> **Dataset section**
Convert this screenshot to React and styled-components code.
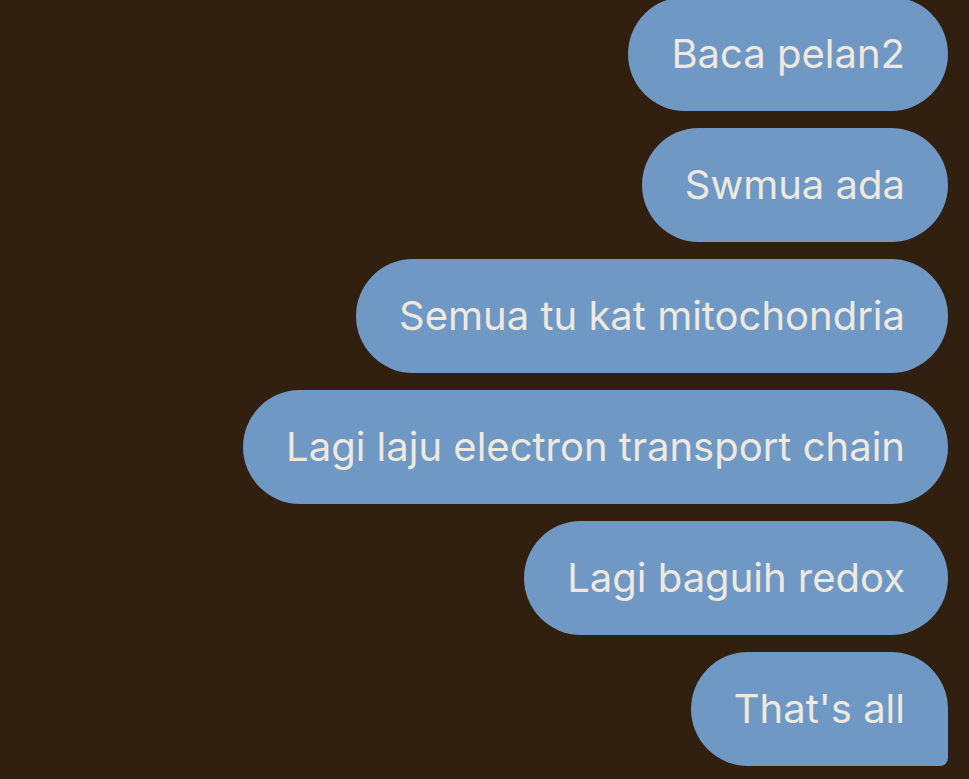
import styled, { createGlobalStyle } from 'styled-components'

const GlobalStyle = createGlobalStyle`
  html, body {
    margin: 0;
    padding: 0;
    background: #311f0f;
    overflow: hidden;
  }
`

const messages = [
  'Baca pelan2',
  'Swmua ada',
  'Semua tu kat mitochondria',
  'Lagi laju electron transport chain',
  'Lagi baguih redox',
  "That's all",
]

const App = () => {
  return (
    <>
      <GlobalStyle />
      <Thread>
        {messages.map((text, i) => (
          <Bubble key={i} $last={i === messages.length - 1}>
            {text}
          </Bubble>
        ))}
      </Thread>
    </>
  )
}

export default App

const Thread = styled.div`
  display: flex;
  flex-direction: column;
  align-items: flex-end;
  gap: 17px;
  width: 969px;
  height: 779px;
  box-sizing: border-box;
  margin-top: -3px;
  padding-right: 21px;
  background: #311f0f;
`

const Bubble = styled.div`
  box-sizing: border-box;
  height: 114px;
  display: flex;
  align-items: center;
  padding: 0 43px;
  background: #6f98c4;
  color: #eee9df;
  font-family: Inter, 'Noto Sans', sans-serif;
  font-size: 40px;
  line-height: 48px;
  white-space: nowrap;
  border-radius: ${p => (p.$last ? '57px 57px 8px 57px' : '57px')};
`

> **What the task asks**
Give an exact reproduction of every line, leaving out any picture.

> **Final result**
Convert this screenshot to React and styled-components code.
import styled, { createGlobalStyle } from 'styled-components'

const GlobalStyle = createGlobalStyle`
  html, body {
    margin: 0;
    padding: 0;
    background: #311f0f;
    overflow: hidden;
  }
`

const messages = [
  'Baca pelan2',
  'Swmua ada',
  'Semua tu kat mitochondria',
  'Lagi laju electron transport chain',
  'Lagi baguih redox',
  "That's all",
]

const App = () => {
  return (
    <>
      <GlobalStyle />
      <Thread>
        {messages.map((text, i) => (
          <Bubble key={i} $last={i === messages.length - 1}>
            {text}
          </Bubble>
        ))}
      </Thread>
    </>
  )
}

export default App

const Thread = styled.div`
  display: flex;
  flex-direction: column;
  align-items: flex-end;
  gap: 17px;
  width: 969px;
  height: 779px;
  box-sizing: border-box;
  margin-top: -3px;
  padding-right: 21px;
  background: #311f0f;
`

const Bubble = styled.div`
  box-sizing: border-box;
  height: 114px;
  display: flex;
  align-items: center;
  padding: 0 43px;
  background: #6f98c4;
  color: #eee9df;
  font-family: Inter, 'Noto Sans', sans-serif;
  font-size: 40px;
  line-height: 48px;
  white-space: nowrap;
  border-radius: ${p => (p.$last ? '57px 57px 8px 57px' : '57px')};
`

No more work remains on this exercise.